- DIRECTIVE -
Reproduce all the lines below exactly and omit the images.

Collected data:
⁂
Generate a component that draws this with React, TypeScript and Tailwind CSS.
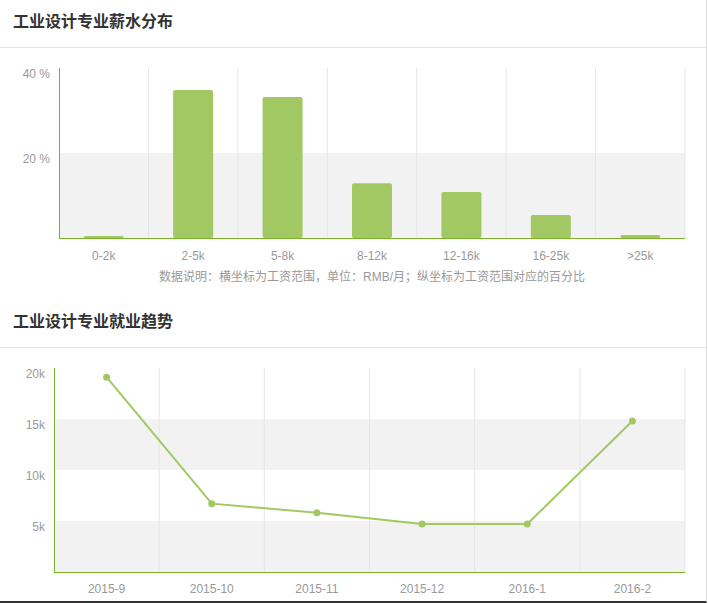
const F = '"Liberation Sans","Noto Sans CJK SC",sans-serif';

function Bars() {
  const cats = ["0-2k", "2-5k", "5-8k", "8-12k", "12-16k", "16-25k", ">25k"];
  const vals = [0.5, 34.8, 33.2, 12.9, 10.8, 5.4, 0.7];
  const x0 = 59, x1 = 685, y0 = 238, h = 170;
  const w = (x1 - x0) / 7;
  return (
    <svg width="708" height="252" viewBox="0 48 708 252" style={{ fontFamily: F }} className="block">
      <rect x={x0} y={153} width={x1 - x0} height={85} fill="#f2f2f2" />
      {[1, 2, 3, 4, 5, 6, 7].map(i => (
        <line key={i} x1={x0 + w * i} x2={x0 + w * i} y1={68} y2={y0} stroke="#e6e6e6" />
      ))}
      {vals.map((v, i) => {
        const bh = (v / 40) * h;
        const cx = x0 + w * (i + 0.5);
        return <rect key={i} x={cx - 20} y={y0 - bh} width={40} height={bh} rx={2} fill="#a1c862" />;
      })}
      <line x1={x0 + 0.5} x2={x0 + 0.5} y1={68} y2={y0} stroke="#7bb02a" />
      <line x1={x0} x2={x1} y1={y0 + 0.5} y2={y0 + 0.5} stroke="#7bb02a" />
      <text x={50} y={78} textAnchor="end" fontSize="12" fill="#999">40 %</text>
      <text x={50} y={163} textAnchor="end" fontSize="12" fill="#999">20 %</text>
      {cats.map((c, i) => (
        <text key={c} x={x0 + w * (i + 0.5)} y={260} textAnchor="middle" fontSize="12" fill="#999">{c}</text>
      ))}
      <text x={372} y={281} textAnchor="middle" fontSize="12" fill="#999">数据说明：横坐标为工资范围，单位：RMB/月；纵坐标为工资范围对应的百分比</text>
    </svg>
  );
}

function Line() {
  const cats = ["2015-9", "2015-10", "2015-11", "2015-12", "2016-1", "2016-2"];
  const vals = [19.1, 6.7, 5.8, 4.7, 4.7, 14.8];
  const x0 = 54, x1 = 685, y0 = 572, ppk = 10.2;
  const w = (x1 - x0) / 6;
  const pts = vals.map((v, i) => [x0 + w * (i + 0.5), y0 - v * ppk]);
  return (
    <svg width="708" height="253" viewBox="0 348 708 253" style={{ fontFamily: F }} className="block">
      <rect x={x0} y={419} width={x1 - x0} height={51} fill="#f2f2f2" />
      <rect x={x0} y={521} width={x1 - x0} height={51} fill="#f2f2f2" />
      {[1, 2, 3, 4, 5, 6].map(i => (
        <line key={i} x1={x0 + w * i} x2={x0 + w * i} y1={368} y2={y0} stroke="#e6e6e6" />
      ))}
      <line x1={x0 + 0.5} x2={x0 + 0.5} y1={368} y2={y0} stroke="#7bb02a" />
      <line x1={x0} x2={x1} y1={y0 + 0.5} y2={y0 + 0.5} stroke="#7bb02a" />
      <polyline points={pts.map(p => p.join(",")).join(" ")} fill="none" stroke="#a1c862" strokeWidth="2" />
      {pts.map((p, i) => <circle key={i} cx={p[0]} cy={p[1]} r={3.5} fill="#a1c862" />)}
      {[["20k", 378], ["15k", 429], ["10k", 480], ["5k", 531]].map(([t, y]) => (
        <text key={t} x={45} y={y} textAnchor="end" fontSize="12" fill="#999">{t}</text>
      ))}
      {cats.map((c, i) => (
        <text key={c} x={x0 + w * (i + 0.5)} y={593} textAnchor="middle" fontSize="12" fill="#999">{c}</text>
      ))}
    </svg>
  );
}

export default function App() {
  return (
    <div className="w-[708px] h-[603px] bg-white overflow-hidden" style={{ fontFamily: F }}>
      <div className="w-[707px] border-r border-[#e0e0e0] border-b-2 border-b-[#333]">
        <div className="h-[48px] border-b border-[#e3e3e3] flex items-center pl-[13px] pb-[3px]">
          <h2 className="text-[16px] font-bold text-[#333]">工业设计专业薪水分布</h2>
        </div>
        <Bars />
        <div className="h-[48px] border-b border-[#e3e3e3] flex items-center pl-[13px] pb-[3px]">
          <h2 className="text-[16px] font-bold text-[#333]">工业设计专业就业趋势</h2>
        </div>
        <Line />
      </div>
    </div>
  );
}
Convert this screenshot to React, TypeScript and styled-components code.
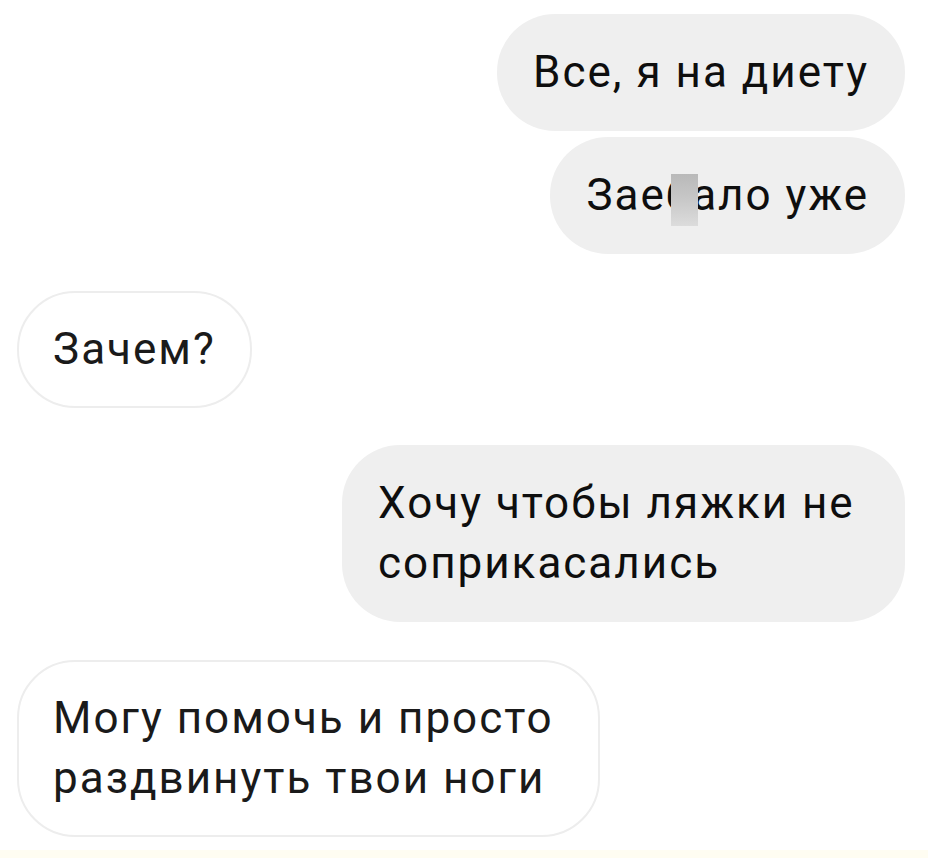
⁂
- EXERCISE RESULT -
Generate a component that draws this with React, TypeScript and Tailwind CSS.
const F = '"Liberation Sans","Noto Sans CJK SC",sans-serif';

function Bars() {
  const cats = ["0-2k", "2-5k", "5-8k", "8-12k", "12-16k", "16-25k", ">25k"];
  const vals = [0.5, 34.8, 33.2, 12.9, 10.8, 5.4, 0.7];
  const x0 = 59, x1 = 685, y0 = 238, h = 170;
  const w = (x1 - x0) / 7;
  return (
    <svg width="708" height="252" viewBox="0 48 708 252" style={{ fontFamily: F }} className="block">
      <rect x={x0} y={153} width={x1 - x0} height={85} fill="#f2f2f2" />
      {[1, 2, 3, 4, 5, 6, 7].map(i => (
        <line key={i} x1={x0 + w * i} x2={x0 + w * i} y1={68} y2={y0} stroke="#e6e6e6" />
      ))}
      {vals.map((v, i) => {
        const bh = (v / 40) * h;
        const cx = x0 + w * (i + 0.5);
        return <rect key={i} x={cx - 20} y={y0 - bh} width={40} height={bh} rx={2} fill="#a1c862" />;
      })}
      <line x1={x0 + 0.5} x2={x0 + 0.5} y1={68} y2={y0} stroke="#7bb02a" />
      <line x1={x0} x2={x1} y1={y0 + 0.5} y2={y0 + 0.5} stroke="#7bb02a" />
      <text x={50} y={78} textAnchor="end" fontSize="12" fill="#999">40 %</text>
      <text x={50} y={163} textAnchor="end" fontSize="12" fill="#999">20 %</text>
      {cats.map((c, i) => (
        <text key={c} x={x0 + w * (i + 0.5)} y={260} textAnchor="middle" fontSize="12" fill="#999">{c}</text>
      ))}
      <text x={372} y={281} textAnchor="middle" fontSize="12" fill="#999">数据说明：横坐标为工资范围，单位：RMB/月；纵坐标为工资范围对应的百分比</text>
    </svg>
  );
}

function Line() {
  const cats = ["2015-9", "2015-10", "2015-11", "2015-12", "2016-1", "2016-2"];
  const vals = [19.1, 6.7, 5.8, 4.7, 4.7, 14.8];
  const x0 = 54, x1 = 685, y0 = 572, ppk = 10.2;
  const w = (x1 - x0) / 6;
  const pts = vals.map((v, i) => [x0 + w * (i + 0.5), y0 - v * ppk]);
  return (
    <svg width="708" height="253" viewBox="0 348 708 253" style={{ fontFamily: F }} className="block">
      <rect x={x0} y={419} width={x1 - x0} height={51} fill="#f2f2f2" />
      <rect x={x0} y={521} width={x1 - x0} height={51} fill="#f2f2f2" />
      {[1, 2, 3, 4, 5, 6].map(i => (
        <line key={i} x1={x0 + w * i} x2={x0 + w * i} y1={368} y2={y0} stroke="#e6e6e6" />
      ))}
      <line x1={x0 + 0.5} x2={x0 + 0.5} y1={368} y2={y0} stroke="#7bb02a" />
      <line x1={x0} x2={x1} y1={y0 + 0.5} y2={y0 + 0.5} stroke="#7bb02a" />
      <polyline points={pts.map(p => p.join(",")).join(" ")} fill="none" stroke="#a1c862" strokeWidth="2" />
      {pts.map((p, i) => <circle key={i} cx={p[0]} cy={p[1]} r={3.5} fill="#a1c862" />)}
      {[["20k", 378], ["15k", 429], ["10k", 480], ["5k", 531]].map(([t, y]) => (
        <text key={t} x={45} y={y} textAnchor="end" fontSize="12" fill="#999">{t}</text>
      ))}
      {cats.map((c, i) => (
        <text key={c} x={x0 + w * (i + 0.5)} y={593} textAnchor="middle" fontSize="12" fill="#999">{c}</text>
      ))}
    </svg>
  );
}

export default function App() {
  return (
    <div className="w-[708px] h-[603px] bg-white overflow-hidden" style={{ fontFamily: F }}>
      <div className="w-[707px] border-r border-[#e0e0e0] border-b-2 border-b-[#333]">
        <div className="h-[48px] border-b border-[#e3e3e3] flex items-center pl-[13px] pb-[3px]">
          <h2 className="text-[16px] font-bold text-[#333]">工业设计专业薪水分布</h2>
        </div>
        <Bars />
        <div className="h-[48px] border-b border-[#e3e3e3] flex items-center pl-[13px] pb-[3px]">
          <h2 className="text-[16px] font-bold text-[#333]">工业设计专业就业趋势</h2>
        </div>
        <Line />
      </div>
    </div>
  );
}
Convert this screenshot to React, TypeScript and styled-components code.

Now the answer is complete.